The federal government asked a panel of experts to make recommendations on improving Australia’s cyber defences.
“We are seeing increased levels of malicious cyber activity, both state-based and criminal,” said chair of the panel and chief executive of Telstra, Andy Penn. “Successfully meeting this challenge requires upgrading Australia’s cyber defences to be strong, adaptive and built around a strategic framework that is coordinated, integrated and capable.”
The key pillars of the 60 recommendations made by the panel are
- Deterrence – establish consequences for criminals targeting businesses and Australians.
- Prevention – increase expertise within sectors to defend cyber crime.
- Detection – improved sharing of information between government and business
- Resilience – strengthen incident response and victim support mechanisms.
- Investment – increase resources to fights cyber crime.
The federal government’s Cyber Security Strategy Industry Advisory Panel included Mr Penn, the chair of Tesla Robyn Denholm, and former US Secretary of Homeland Security, Kirstjen Nielsen.

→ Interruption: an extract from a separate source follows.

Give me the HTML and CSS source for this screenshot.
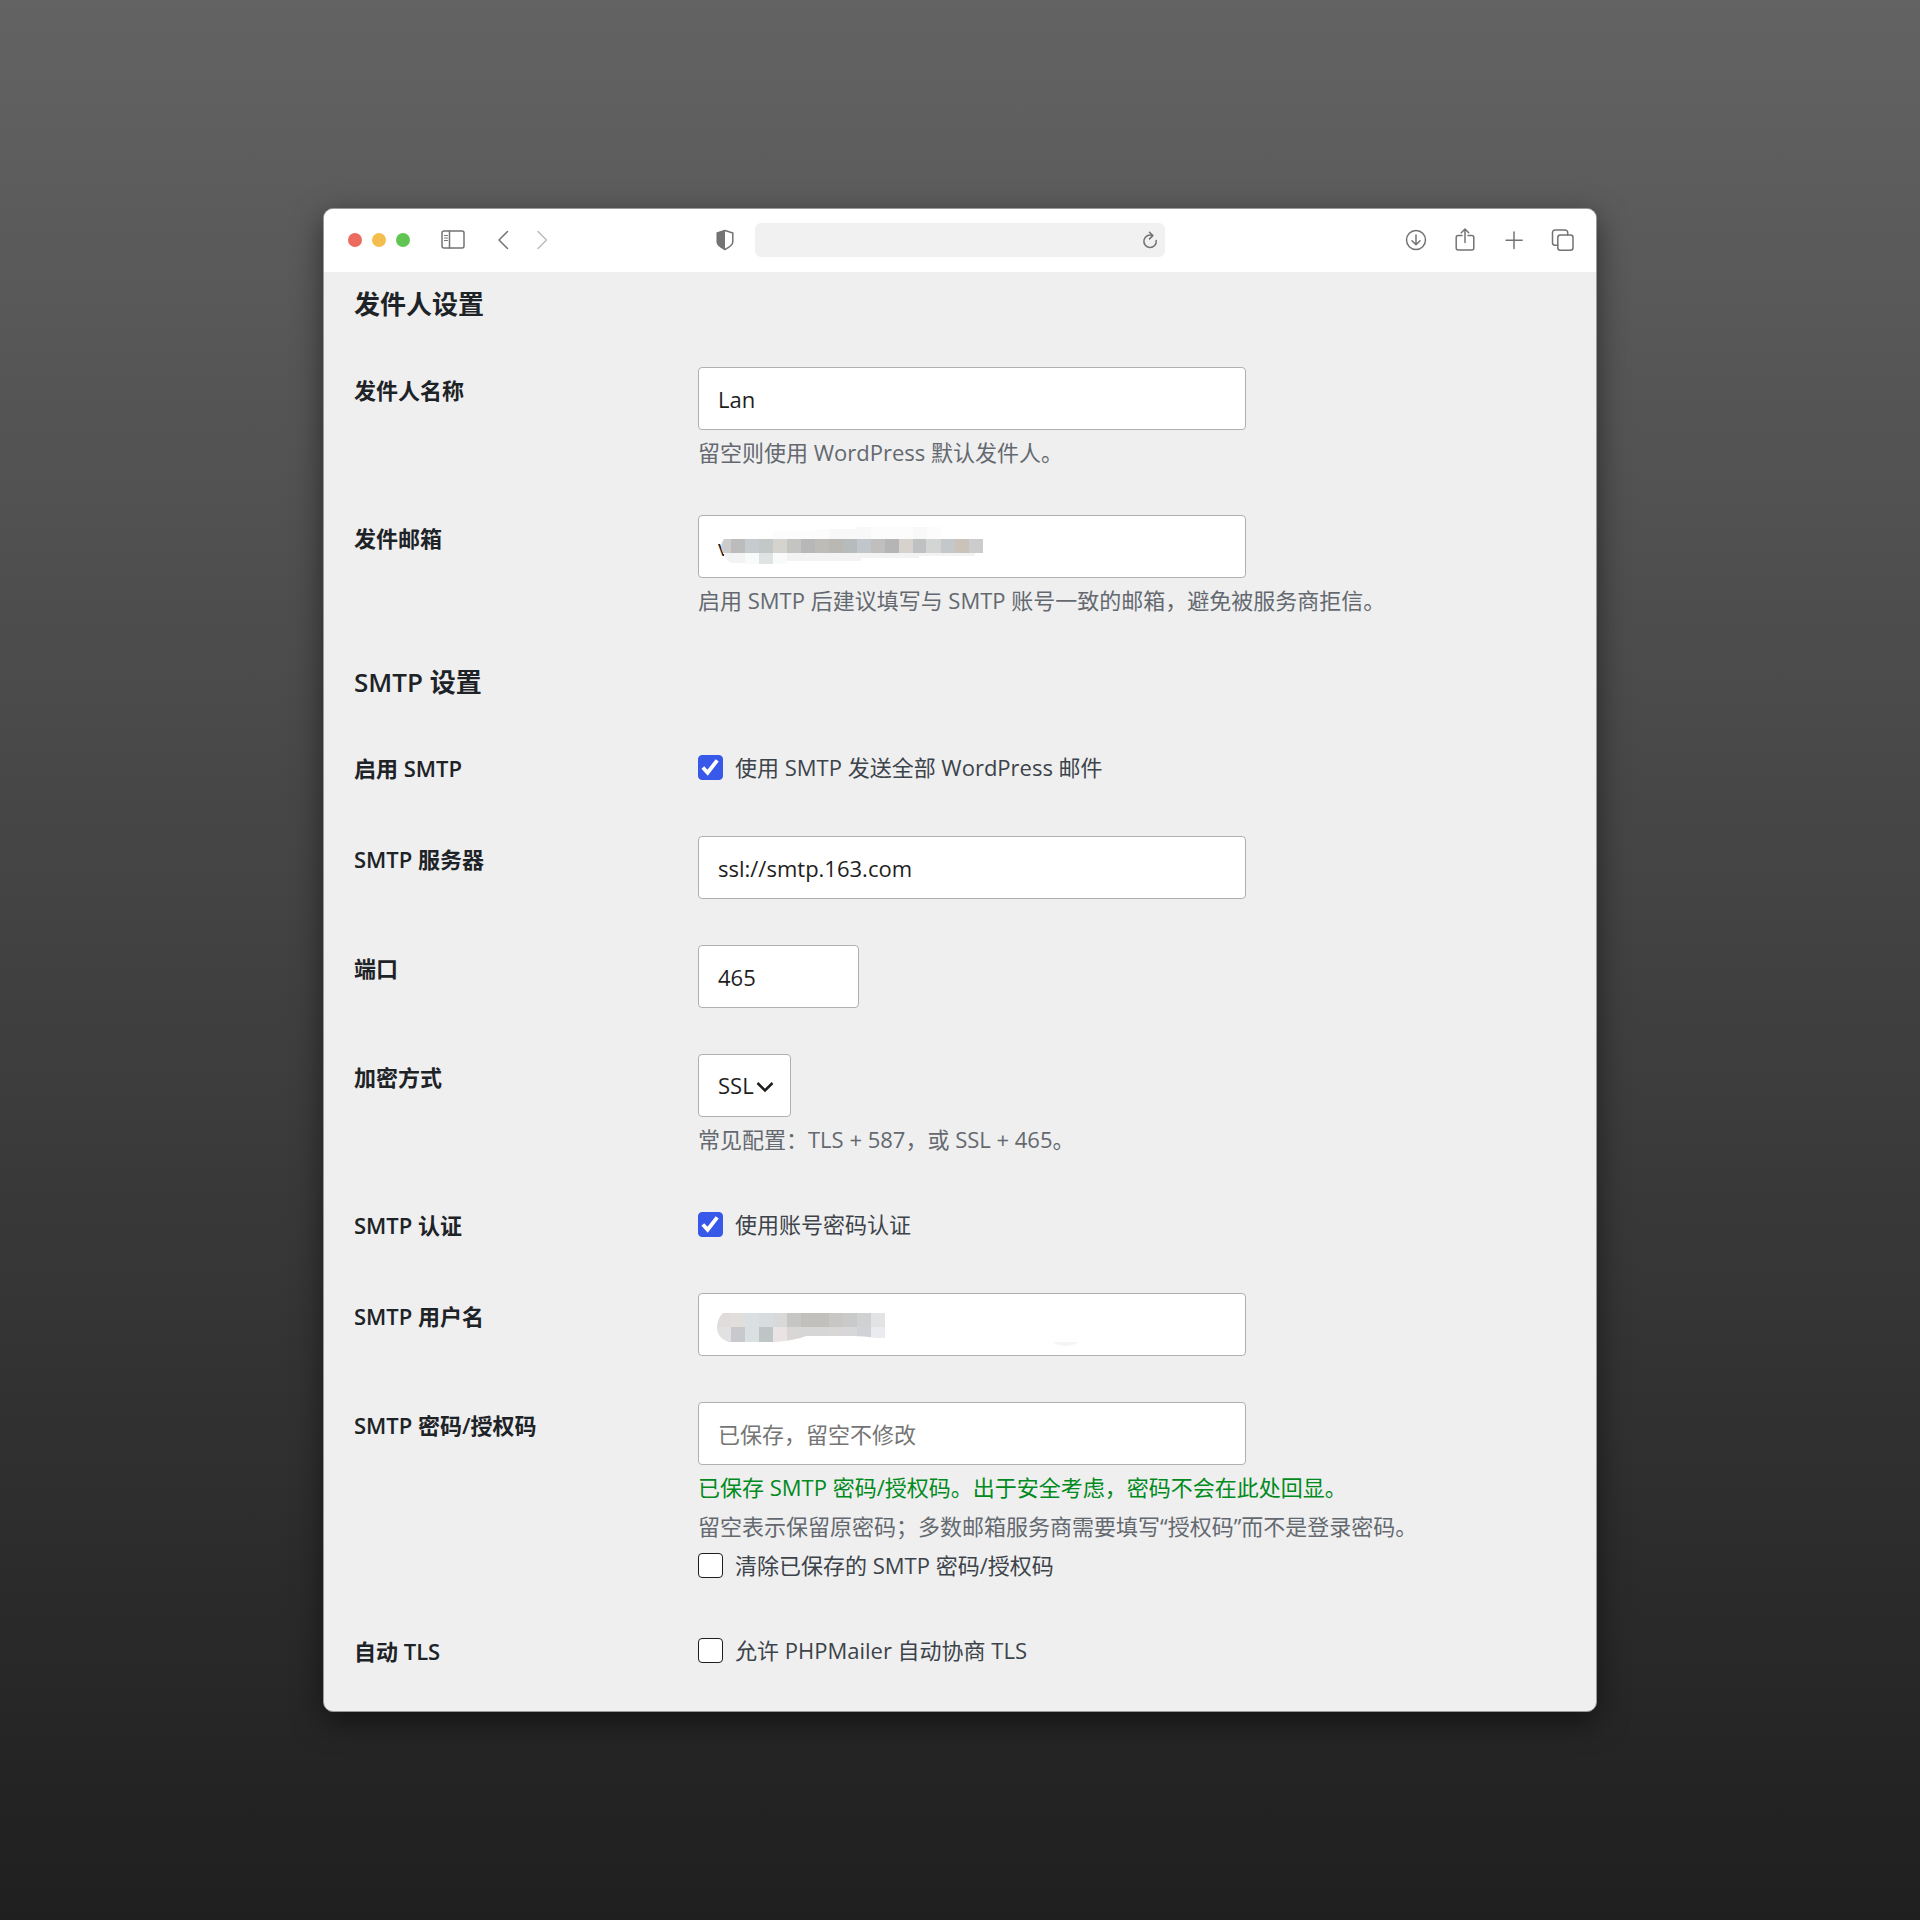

Many of the recommendations of the panel make it clear that it believes businesses should protect itself from cyber crime, including much greater awareness of how to prevent attacks. This will come down to training and having the right people in jobs to defend cyber crime. Australia doesn’t have enough of those people now, and training is critical to establishing a much larger workforce of cyber professionals.